Para apoiar as decisões sobre o uso do tempo, pesquisas têm demonstrado que o que promove felicidade e bem-estar na velhice são as relações que construímos ao longo da vida. É importante investir tempo no cultivo de relações construtivas: aquelas que apoiam não somente com elogios, mas com uma escuta ativa e crítica, que conseguem ler entrelinhas e estão disponíveis para acolher nossas derrotas e vibrar com nossas vitórias. Amanhã pode ser tarde demais para dizer, fazer, viver com pessoas que nos importam. Afinal, a vida é breve e imprevisível.
Além disso, o uso adequado do tempo pressupõe saber distribuí-lo entre os cuidados. O cuidado com o corpo, o cuidado com a mente, o cuidado com o espírito, o cuidado com as pessoas, o cuidado com o mundo…
Autocuidado é parte de uma perspectiva positiva de envelhecimento, pois significa assumir responsabilidade sobre o que fazemos, o que comemos, quanto tempo passamos sentados por dia, quanto tempo dedicamos a praticar atividades físicas, quanto tempo dedicamos ao trabalho, o que nos motiva.
E, como não há rascunho, é preciso fazer a vida valer a pena.

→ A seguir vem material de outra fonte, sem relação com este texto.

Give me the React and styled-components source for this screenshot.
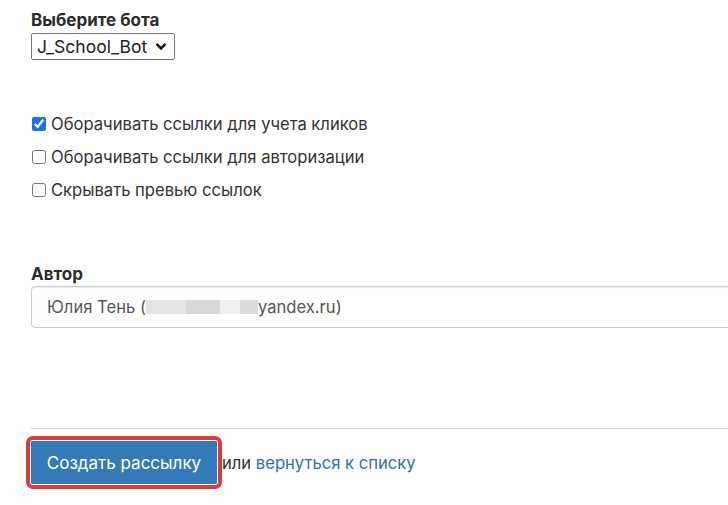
import styled, { createGlobalStyle } from 'styled-components';

const GlobalStyle = createGlobalStyle`
  body {
    margin: 0;
    background: #fff;
    font-family: 'Inter', 'Noto Sans', sans-serif;
    color: #333;
  }
`;

export default function App() {
  return (
    <Page>
      <GlobalStyle />
      <Label>Выберите бота</Label>
      <SelectWrap>
        <Select defaultValue="J_School_Bot">
          <option>J_School_Bot</option>
        </Select>
        <Chevron width="12" height="9" viewBox="0 0 12 9">
          <path d="M1.5 1.8 L6 6.3 L10.5 1.8" fill="none" stroke="#1a1a1a" strokeWidth="2.6" />
        </Chevron>
      </SelectWrap>

      <Checks>
        <CheckRow>
          <Checkbox type="checkbox" defaultChecked />
          Оборачивать ссылки для учета кликов
        </CheckRow>
        <CheckRow>
          <Checkbox type="checkbox" />
          Оборачивать ссылки для авторизации
        </CheckRow>
        <CheckRow>
          <Checkbox type="checkbox" />
          Скрывать превью ссылок
        </CheckRow>
      </Checks>

      <AuthorLabel>Автор</AuthorLabel>
      <Field>
        Юлия Тень (
        <Redacted $w={40} $tone="#e4e4e4" />
        <Redacted $w={34} $tone="#d8d8d8" />
        <Redacted $w={20} $tone="#efefef" />
        <Redacted $w={18} $tone="#dcdcdc" />
        yandex.ru)
      </Field>

      <Divider />
      <Actions>
        <Highlight>
          <SubmitButton>Создать рассылку</SubmitButton>
        </Highlight>
        <span>или <BackLink href="#">вернуться к списку</BackLink></span>
      </Actions>
    </Page>
  );
}

const Page = styled.div`
  padding: 9px 0 0 31px;
  width: 697px;
  overflow: hidden;
  display: flex;
  flex-direction: column;
  align-items: flex-start;
  font-size: 16.6px;
`;
const Label = styled.div`
  font-weight: 700;
  font-size: 17px;
  line-height: 22px;
  color: #2b2b2b;
`;
const AuthorLabel = styled(Label)`
  margin-top: 62px;
`;
const SelectWrap = styled.div`
  position: relative;
  margin-top: 2px;
`;
const Select = styled.select`
  appearance: none;
  font-family: 'Inter', sans-serif;
  font-size: 17.5px;
  color: #222;
  background: #fff;
  border: 1px solid #767676;
  border-radius: 2px;
  height: 27px;
  width: 144px;
  padding: 0 0 0 5px;
`;
const Chevron = styled.svg`
  position: absolute;
  right: 8px;
  top: 9px;
  pointer-events: none;
`;
const Checks = styled.div`
  margin-top: 53px;
  display: flex;
  flex-direction: column;
  gap: 11px;
`;
const CheckRow = styled.label`
  display: flex;
  align-items: center;
  gap: 5px;
  line-height: 22px;
  font-size: 16.6px;
  color: #333;
`;
const Checkbox = styled.input`
  margin: 0 0 0 1px;
  width: 14px;
  height: 14px;
  accent-color: #1a73e8;
`;
const Field = styled.div`
  margin-top: 1px;
  box-sizing: border-box;
  width: 720px;
  height: 42px;
  border: 1px solid #ccc;
  border-radius: 4px;
  box-shadow: inset 0 1px 1px rgba(0, 0, 0, 0.075);
  display: flex;
  align-items: center;
  padding-left: 15px;
  font-size: 16.6px;
  color: #555;
`;
const Redacted = styled.span`
  display: inline-block;
  width: ${p => p.$w}px;
  height: 14px;
  background: ${p => p.$tone};
`;
const Divider = styled.hr`
  margin: 100px 0 0 0;
  width: 720px;
  border: 0;
  border-top: 1px solid #d4d4d4;
`;
const Actions = styled.div`
  margin: 7px 0 0 -5px;
  display: flex;
  align-items: center;
  font-size: 16.6px;
  color: #333;
`;
const Highlight = styled.div`
  border: 4px solid #dd3b3b;
  border-radius: 7px;
  padding: 1px;
  background: #fff;
`;
const SubmitButton = styled.button`
  display: block;
  width: 186px;
  height: 43px;
  border: 0;
  border-radius: 1px;
  background: #337ab7;
  color: #fff;
  font-family: 'Inter', sans-serif;
  font-size: 17px;
`;
const BackLink = styled.a`
  color: #2f72b0;
  text-decoration: none;
`;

A vida sempre vale a pena quando investimos nosso tempo em tornar o mundo melhor. Não significa pretender ser um gênio ou um Prêmio Nobel da Paz. Basta olhar ao redor. Há muito a ser feito. Envolver-se com uma causa, cuidar do jardim da nossa casa ou das árvores da rua. Visitar pessoas. Observar vizinhos e amigos, estando atentos àqueles que estão menos presentes. Ser presente. Adaptar-se a situações novas. Guardar recursos e investir pensando no futuro. Precaver-se de fraudes e abusos. Aprender diferentes linguagens e idiomas. Valorizar desejos, compartilhar habilidades, criar oportunidades para conviver e aprender com outras gerações, ciente de que sempre é possível aprender. Desfazer-se de ressentimentos. Ousar ser você mesmo, independentemente do olhar dos outros. Isso inclui sonhar. Sonhar sempre, os sonhos não envelhecem…
Importante saber, que a longevidade de amanhã, eu construo hoje. Essa longevidade que já me habita, ainda que eu não a perceba, trará marcas do vivido e do não vivido, de memórias e esquecimentos, de encontros e despedidas, de saudades do que nunca viverei porque algumas pessoas já não estão mais aqui.
Como disseram Fernando Brant e Milton Nascimento: “São só dois lados da mesma viagem/O trem que chega é o mesmo trem da partida/A hora do encontro é também despedida/A plataforma dessa estação/É a vida desse meu lugar/É a vida desse meu lugar/É a vida…”
Karla Giacomin, médica geriatra e consultora da Organização Mundial da Saúde.